Task details: Write out the material exactly, with the pictures left out.

Information supplied:
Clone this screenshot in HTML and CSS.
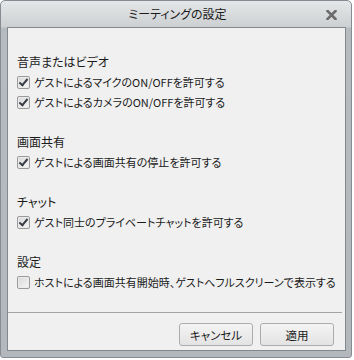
FILE: index.html
```html
<!DOCTYPE html>
<html lang="ja">
<head>
    <meta charset="UTF-8">
    <title>ミーティングの設定</title>
    <link rel="stylesheet" href="styles.css">
</head>
<body>
    <div class="window">
        <div class="titlebar">
            <span class="title">ミーティングの設定</span>
            <svg class="close" width="11" height="10" viewBox="0 0 11 10">
                <path d="M1.5 1 L9.5 9 M9.5 1 L1.5 9" stroke="#6c6c6c" stroke-width="2.6" stroke-linecap="square"/>
            </svg>
        </div>

        <div class="panel">
            <div class="content">
                <div class="section">
                    <div class="heading">音声またはビデオ</div>
                    <label class="option"><span class="box checked"></span>ゲストによるマイクのON/OFFを許可する</label>
                    <label class="option"><span class="box checked"></span>ゲストによるカメラのON/OFFを許可する</label>
                </div>
                <div class="section">
                    <div class="heading">画面共有</div>
                    <label class="option"><span class="box checked"></span>ゲストによる画面共有の停止を許可する</label>
                </div>
                <div class="section">
                    <div class="heading">チャット</div>
                    <label class="option"><span class="box checked"></span>ゲスト同士のプライベートチャットを許可する</label>
                </div>
                <div class="section">
                    <div class="heading">設定</div>
                    <label class="option"><span class="box"></span>ホストによる画面共有開始時、ゲストへフルスクリーンで表示する</label>
                </div>
            </div>

            <div class="footer">
                <button class="btn">キャンセル</button>
                <button class="btn">適用</button>
            </div>
        </div>
    </div>
</body>
</html>
```

FILE: styles.css
```css
* { margin: 0; padding: 0; box-sizing: border-box; }
body {
    background: #ffffff;
    font-family: "Noto Sans CJK JP", "Noto Sans", sans-serif;
    font-size: 11px;
    font-feature-settings: "palt";
    color: #1a1a1a;
}
.window {
    width: 352px;
    height: 358px;
    display: flex;
    flex-direction: column;
    padding: 0 5px 6px 6px;
    border: 1px solid #868c91;
    border-radius: 5px 5px 3px 3px;
    background: linear-gradient(#e4e6e7 0px, #cdd0d2 26px, #b6bbbf 27px, #b3b8bc 100%);
}
.titlebar {
    height: 26px;
    flex-shrink: 0;
    display: flex;
    align-items: center;
    justify-content: center;
    position: relative;
}
.title {
    font-size: 12px;
    line-height: 14px;
    margin-left: 2px;
}
.close {
    position: absolute;
    right: 9px;
    top: 9px;
}
.panel {
    flex: 1;
    min-height: 0;
    display: flex;
    flex-direction: column;
    background: #f0f0f0;
    border: 1px solid #82888d;
}
.content {
    flex: 1;
    padding: 24px 0 0 9px;
}
.section {
    margin-bottom: 20px;
}
.heading, .option {
    height: 20px;
    line-height: 20px;
    display: flex;
    align-items: center;
    white-space: nowrap;
}
.heading {
    font-size: 12px;
}
.box {
    flex-shrink: 0;
    width: 13px;
    height: 13px;
    margin-right: 4px;
    border: 1px solid #9a9a9a;
    border-radius: 2px;
    background: linear-gradient(135deg, #d8d8d8, #f6f6f6);
    box-shadow: inset 0 0 0 1px #ececec;
    position: relative;
}
.box.checked::after {
    content: "";
    position: absolute;
    left: 3px;
    top: 0px;
    width: 3px;
    height: 7px;
    border: solid #3a3f46;
    border-width: 0 2.5px 2.5px 0;
    transform: rotate(40deg);
}
.footer {
    flex-shrink: 0;
    border-top: 1px solid #a3a3a3;
    margin-right: 3px;
    height: 46px;
    display: flex;
    justify-content: flex-end;
    gap: 7px;
    padding: 10px 8px 0 0;
}
.btn {
    width: 74px;
    height: 23px;
    font-family: inherit;
    font-size: 11.5px;
    font-feature-settings: "palt";
    color: #1a1a1a;
    border: 1px solid #acacac;
    border-radius: 3px;
    background: linear-gradient(#f4f4f4, #e3e3e3);
}
```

Problem solution:
Clone this screenshot in HTML and CSS.
FILE: index.html
```html
<!DOCTYPE html>
<html lang="ja">
<head>
    <meta charset="UTF-8">
    <title>ミーティングの設定</title>
    <link rel="stylesheet" href="styles.css">
</head>
<body>
    <div class="window">
        <div class="titlebar">
            <span class="title">ミーティングの設定</span>
            <svg class="close" width="11" height="10" viewBox="0 0 11 10">
                <path d="M1.5 1 L9.5 9 M9.5 1 L1.5 9" stroke="#6c6c6c" stroke-width="2.6" stroke-linecap="square"/>
            </svg>
        </div>

        <div class="panel">
            <div class="content">
                <div class="section">
                    <div class="heading">音声またはビデオ</div>
                    <label class="option"><span class="box checked"></span>ゲストによるマイクのON/OFFを許可する</label>
                    <label class="option"><span class="box checked"></span>ゲストによるカメラのON/OFFを許可する</label>
                </div>
                <div class="section">
                    <div class="heading">画面共有</div>
                    <label class="option"><span class="box checked"></span>ゲストによる画面共有の停止を許可する</label>
                </div>
                <div class="section">
                    <div class="heading">チャット</div>
                    <label class="option"><span class="box checked"></span>ゲスト同士のプライベートチャットを許可する</label>
                </div>
                <div class="section">
                    <div class="heading">設定</div>
                    <label class="option"><span class="box"></span>ホストによる画面共有開始時、ゲストへフルスクリーンで表示する</label>
                </div>
            </div>

            <div class="footer">
                <button class="btn">キャンセル</button>
                <button class="btn">適用</button>
            </div>
        </div>
    </div>
</body>
</html>
```

FILE: styles.css
```css
* { margin: 0; padding: 0; box-sizing: border-box; }
body {
    background: #ffffff;
    font-family: "Noto Sans CJK JP", "Noto Sans", sans-serif;
    font-size: 11px;
    font-feature-settings: "palt";
    color: #1a1a1a;
}
.window {
    width: 352px;
    height: 358px;
    display: flex;
    flex-direction: column;
    padding: 0 5px 6px 6px;
    border: 1px solid #868c91;
    border-radius: 5px 5px 3px 3px;
    background: linear-gradient(#e4e6e7 0px, #cdd0d2 26px, #b6bbbf 27px, #b3b8bc 100%);
}
.titlebar {
    height: 26px;
    flex-shrink: 0;
    display: flex;
    align-items: center;
    justify-content: center;
    position: relative;
}
.title {
    font-size: 12px;
    line-height: 14px;
    margin-left: 2px;
}
.close {
    position: absolute;
    right: 9px;
    top: 9px;
}
.panel {
    flex: 1;
    min-height: 0;
    display: flex;
    flex-direction: column;
    background: #f0f0f0;
    border: 1px solid #82888d;
}
.content {
    flex: 1;
    padding: 24px 0 0 9px;
}
.section {
    margin-bottom: 20px;
}
.heading, .option {
    height: 20px;
    line-height: 20px;
    display: flex;
    align-items: center;
    white-space: nowrap;
}
.heading {
    font-size: 12px;
}
.box {
    flex-shrink: 0;
    width: 13px;
    height: 13px;
    margin-right: 4px;
    border: 1px solid #9a9a9a;
    border-radius: 2px;
    background: linear-gradient(135deg, #d8d8d8, #f6f6f6);
    box-shadow: inset 0 0 0 1px #ececec;
    position: relative;
}
.box.checked::after {
    content: "";
    position: absolute;
    left: 3px;
    top: 0px;
    width: 3px;
    height: 7px;
    border: solid #3a3f46;
    border-width: 0 2.5px 2.5px 0;
    transform: rotate(40deg);
}
.footer {
    flex-shrink: 0;
    border-top: 1px solid #a3a3a3;
    margin-right: 3px;
    height: 46px;
    display: flex;
    justify-content: flex-end;
    gap: 7px;
    padding: 10px 8px 0 0;
}
.btn {
    width: 74px;
    height: 23px;
    font-family: inherit;
    font-size: 11.5px;
    font-feature-settings: "palt";
    color: #1a1a1a;
    border: 1px solid #acacac;
    border-radius: 3px;
    background: linear-gradient(#f4f4f4, #e3e3e3);
}
```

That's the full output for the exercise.